Source excerpt =>
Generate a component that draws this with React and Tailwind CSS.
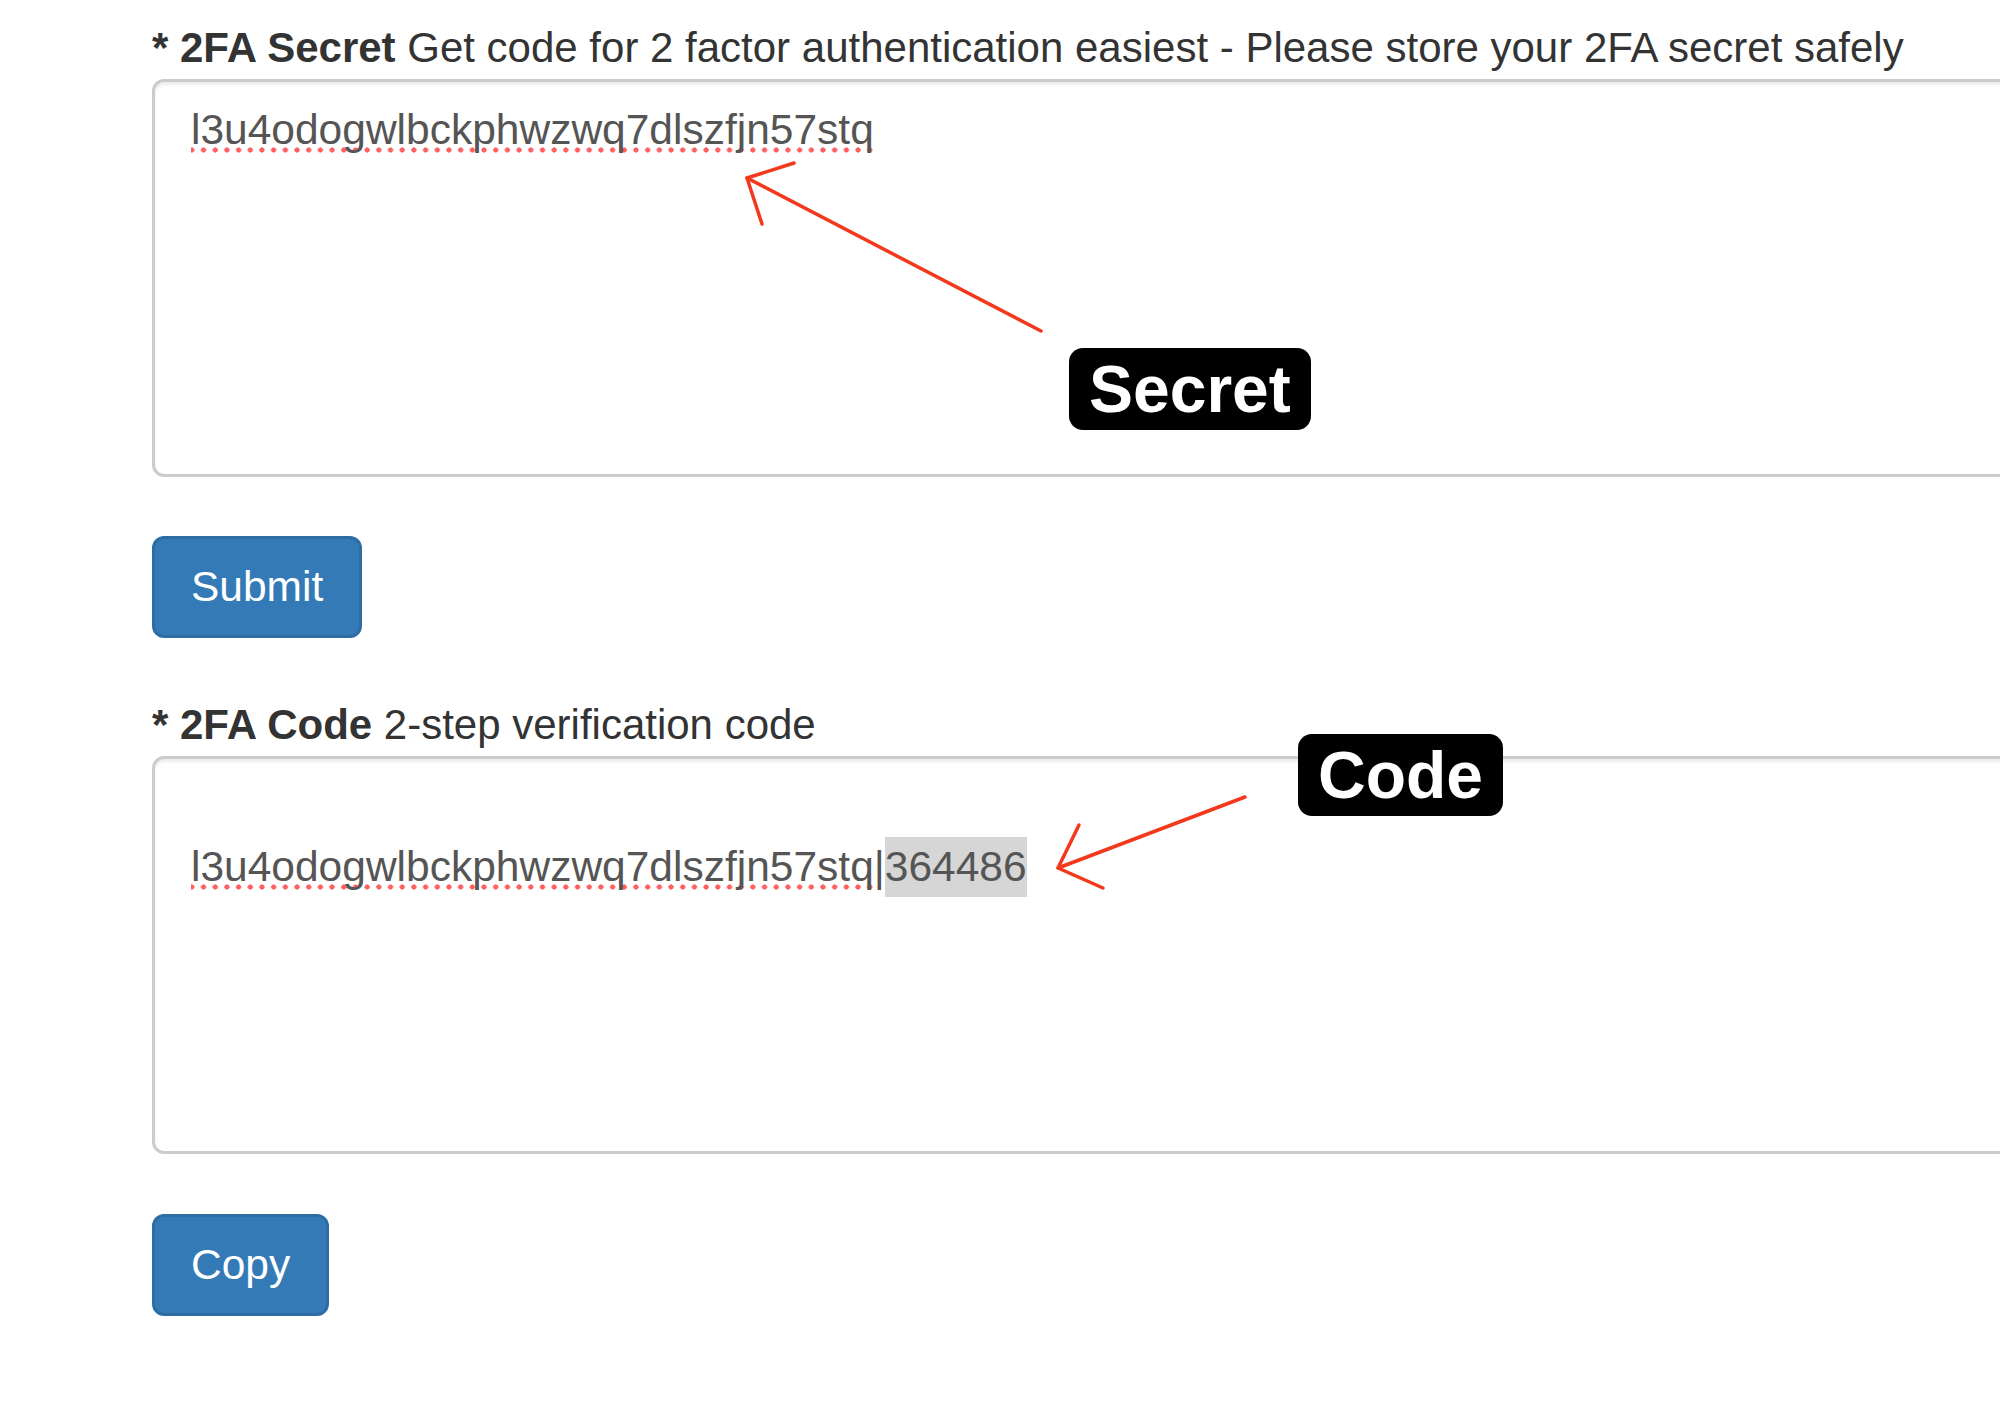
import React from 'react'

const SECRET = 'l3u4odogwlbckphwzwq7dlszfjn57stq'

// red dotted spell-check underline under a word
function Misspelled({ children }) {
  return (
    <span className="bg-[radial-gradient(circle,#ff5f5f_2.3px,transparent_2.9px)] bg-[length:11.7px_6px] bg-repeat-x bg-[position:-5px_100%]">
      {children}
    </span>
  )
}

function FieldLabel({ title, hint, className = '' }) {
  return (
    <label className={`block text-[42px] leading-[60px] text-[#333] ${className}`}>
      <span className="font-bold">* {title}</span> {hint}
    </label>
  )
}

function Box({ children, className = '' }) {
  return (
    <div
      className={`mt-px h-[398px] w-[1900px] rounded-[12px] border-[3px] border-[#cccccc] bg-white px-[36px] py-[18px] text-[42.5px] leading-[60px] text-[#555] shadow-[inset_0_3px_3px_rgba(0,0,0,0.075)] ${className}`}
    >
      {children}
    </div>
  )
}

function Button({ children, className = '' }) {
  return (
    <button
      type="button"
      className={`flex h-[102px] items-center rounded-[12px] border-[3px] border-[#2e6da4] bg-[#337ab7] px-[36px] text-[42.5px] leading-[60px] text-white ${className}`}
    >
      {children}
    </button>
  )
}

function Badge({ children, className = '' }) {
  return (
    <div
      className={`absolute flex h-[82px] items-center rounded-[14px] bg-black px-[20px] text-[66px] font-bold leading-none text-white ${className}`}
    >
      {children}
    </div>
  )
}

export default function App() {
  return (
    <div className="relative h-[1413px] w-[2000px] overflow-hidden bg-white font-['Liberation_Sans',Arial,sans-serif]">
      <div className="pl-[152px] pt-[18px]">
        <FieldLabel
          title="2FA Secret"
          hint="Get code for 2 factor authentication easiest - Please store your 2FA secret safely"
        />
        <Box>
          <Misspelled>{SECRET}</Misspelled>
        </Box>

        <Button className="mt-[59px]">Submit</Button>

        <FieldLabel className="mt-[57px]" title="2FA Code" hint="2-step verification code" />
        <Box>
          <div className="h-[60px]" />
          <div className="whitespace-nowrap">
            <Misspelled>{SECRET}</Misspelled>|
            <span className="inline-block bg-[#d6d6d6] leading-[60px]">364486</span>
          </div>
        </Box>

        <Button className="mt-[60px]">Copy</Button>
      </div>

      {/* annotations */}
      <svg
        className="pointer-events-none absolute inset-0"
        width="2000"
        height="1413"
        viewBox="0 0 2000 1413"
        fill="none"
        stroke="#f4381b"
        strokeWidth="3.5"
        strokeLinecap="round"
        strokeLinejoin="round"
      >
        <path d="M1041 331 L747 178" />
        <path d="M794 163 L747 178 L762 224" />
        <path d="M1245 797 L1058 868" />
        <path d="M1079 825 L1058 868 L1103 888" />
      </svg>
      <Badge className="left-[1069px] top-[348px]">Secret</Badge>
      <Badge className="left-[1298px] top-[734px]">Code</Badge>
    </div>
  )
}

Set task =>
Reproduce exactly the run of lines that opens the listing and closes with the line holding "const SECRET = 'l3u4odogwlbckphwzwq7dlszfjn57stq'". Pictures are excluded.

Written answer =>
Generate a component that draws this with React and Tailwind CSS.
import React from 'react'

const SECRET = 'l3u4odogwlbckphwzwq7dlszfjn57stq'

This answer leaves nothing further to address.